Re: Archiving by month

1999-09-04 Thread Jeff Breidenbach


The problem has the following facets:

 Computers with misset clocks screw up 'Date:'
 MH's 'pick -before/-after' command probably uses 'Date:'
 Imports emphasize the 'Date:' header
 Importing by bounce adds an unhelpful 'Received:' header.

Solution sets that I see are:

  a1) ask mailme to do monthly sorts off of received headers
  a2) find another way to do imports

  b1) ask mailme to do monthly sorts off of x-archive-with-date
  headers primarily, received headers secondarily
  b2) modify bounce.pl to generate x-archive-with-date based on
  received headers.

What I don't like is the extra complexity that all this will entail,
and also the fact that it would require duplicating some of the
functionality already found in MHonArc. Again, I'm going to ignore
this all for a while and worry about installing bigger disks.

>Yes, htDig going somewhere it shouldn't might be a problem, I can see
>that.  But Jeff, hasn't it been indexing attachments anyway already?
>limit_urls_to was set to foo/msg which is where the attachments are stored
>too, isn't it?

Nope. Attachments are placed in subdirectories; this is specified in
the default rcfile. As far as fancy htdig configuration tricks, I've
found the htdig users mailing list extremely hlful ([EMAIL PROTECTED])
so they may be able to help. Maybe we can restrict htdig to messages
only by telling htdig to only read .html files?

>That's ok as long as you don't mind me throwing these patches at you
>from time to time.  I think we're nearly there, honestly.

Patches are always appreciated.

Cheers,
Jeff



Re: Archiving by month

1999-09-04 Thread PS Mitchell

Hi Jeff,

First off, I made a silly mistake in monthme - producing links to
html in subdirectories of course doesn't work, as none of the
relative links work.  This is quickly solved by linking to the
directory instead which makes a lot more sense anyhow.  The patch
I've attached (see below) fixes this.

> I applied your patch to the monthly index page generator -- and it
> looks like quite an improvement.

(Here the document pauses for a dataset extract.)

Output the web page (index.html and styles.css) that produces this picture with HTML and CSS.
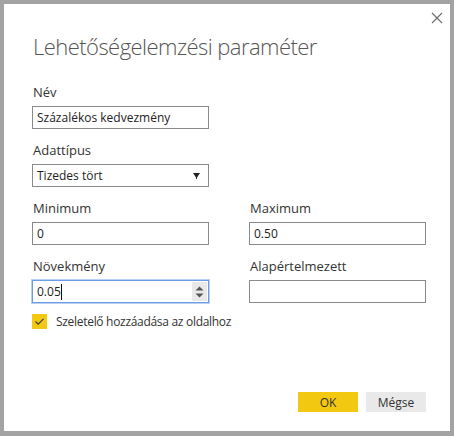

However, relying on the 'Date:'
> header is definitely hurting, and something is inconsistant.  This may
> take some work, possibly including perhaps bounce.pl modifications.
> See:
> 
> http://www.mail-archive.com/sinister@majordomo.net/1904-month-06/maillist.html
> http://www.mail-archive.com/sinister@majordomo.net/1904-month-06/msg0.html

I just saw these and nearly died - actually the code's doing what it
should: these dates were actually *in* the mails - misconfigured clients.
I'd skimmed through the discussion in gossip on "received date" and
stupidly assumed I hadn't a problem with my list.  Those who don't learn
from history are doomed to repeat it.  So I don't think it's a code
problem, and goes back instead to the question of how to manage imports.
Maybe bounce.pl could do a sanity check on on "Date:" vs. "Received:"
within some bounds (Michael?) but that's all I can suggest.  Right now I
can't see anywhere the mailme/monthme code is flakey in it's date handling,
although I could be missing something.

Jeff - sorry for these and I think it's best to let my list accumulate now
- I'll try and deal with it later and maybe ask you just to zap those, if I
can make it easy for you to do: I'll send a simple script or something if
that's ok.

> The patches to digger/rcfile are good, but I am concerned about htdig
> trying to index attachments, which I don't want it to do.  I'm afraid
> of htdig getting bogged down with some weird mime type.  Thus, I
> haven't applied the patches until this issue gets
> resolved. Suggestions?

Yes, htDig going somewhere it shouldn't might be a problem, I can see
that.  But Jeff, hasn't it been indexing attachments anyway already?
limit_urls_to was set to foo/msg which is where the attachments are stored
too, isn't it?

But looking back I think you're right that my solution (removing "msg"!)
isn't very robust.  In case anyone's following this, the problem is how to
ask htdig to index the following directories under a root starting point of
maillist.html:

msg*.html
-month-??/msg*.html

You can add multiple "patterns" to limit_urls_to, but you can't use
wildcards ("patterns"??) and multiple strings are or'd, not and'd.  And you
don't know how many -month-??'s there are.  And if you just set it to
"msg", you run the risk of a list with "msg" in its name.  You also can't
do anything creative with a combination of "limit_urls_to" and
"limit_normalized" (I tried).  Oh and you can't use "exclude_urls" because
you don't know index file names for customised lists and whatever else
might end up in there.

I'm sending you two more diff's with my proposed solution - again diff's
from your original source.  I propose monthme writes out an list of files
for htdig to index, and htdig in digger uses its `...` option to include
them, along with your original pattern so monthlies don't break.  My
version of htdig doesn't seem to mind that the file doesn't exist for
non-monthly lists.

> Finally, I won't be able to work on these things myself as my current
> priority is installing additional disk space.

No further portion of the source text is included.